私:「日本人女性は何でも共感してほしい生き物だから、反対意見を聞くのがキライなんだよ。たとえそれが正論だったとしてもね

 

私は日本人の中でもテンションが低くて、なるべく静かに過ごしたいと思う人です。正直、周さんのストレート過ぎる感情表現に自分のエネルギーを吸い取られるような気がして、なるべく距離を起きたいと思っていました。まるで自分の本音を見透かされた気分に陥りました。

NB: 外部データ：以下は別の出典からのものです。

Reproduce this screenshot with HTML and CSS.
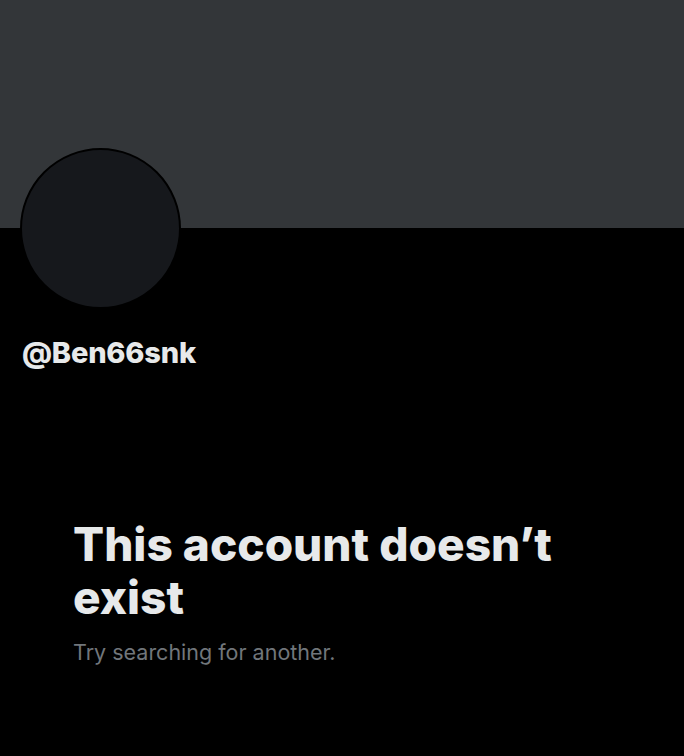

「仲良くしたいと思ってくれるのは嬉しいけど……」と複雑な気持ちになったことを今でも覚えています。

 

結論:付き合いづらい面もあるけど日本人にないよさもある

 

私は根っからの日本人なのでやはり外国人と比べて日本人の方が付き合いやすいです。会話をしていて微妙なニュアンスが伝わらないところが一番のストレスでした。私が英語や中国語で彼らと会話ができればもう少しちがったのかもしれません。また、彼らのアバウトさや感情表現の激しさに振り回されてとても疲れた部分もあります。

 

辛辣な意見に正直傷つくこともありました。反論したくても相手の口調が強すぎて「うまく言い返せない……」とモヤモヤすることもしばしば。しかし、裏表がないのでいわれたことを額面通り受け取ってよい付き合いやすさもありました。

 

残念ながらドラマのように彼らと国籍や人種を超えた深い友情を築けたわけではありません。あくまでも仕事上の付き合いです。しかし、日本にいながら1つのチームで外国人の彼らと一緒に仕事をできたことは、私にとって貴重な経験です。今はたまたまフリーランスのライターとして働いていますが、また会社員に戻ることもあるかもしれません。会社員に戻ったとしても外国の人と隣のデスクで一緒に働くことは私の人生で二度とないでしょう。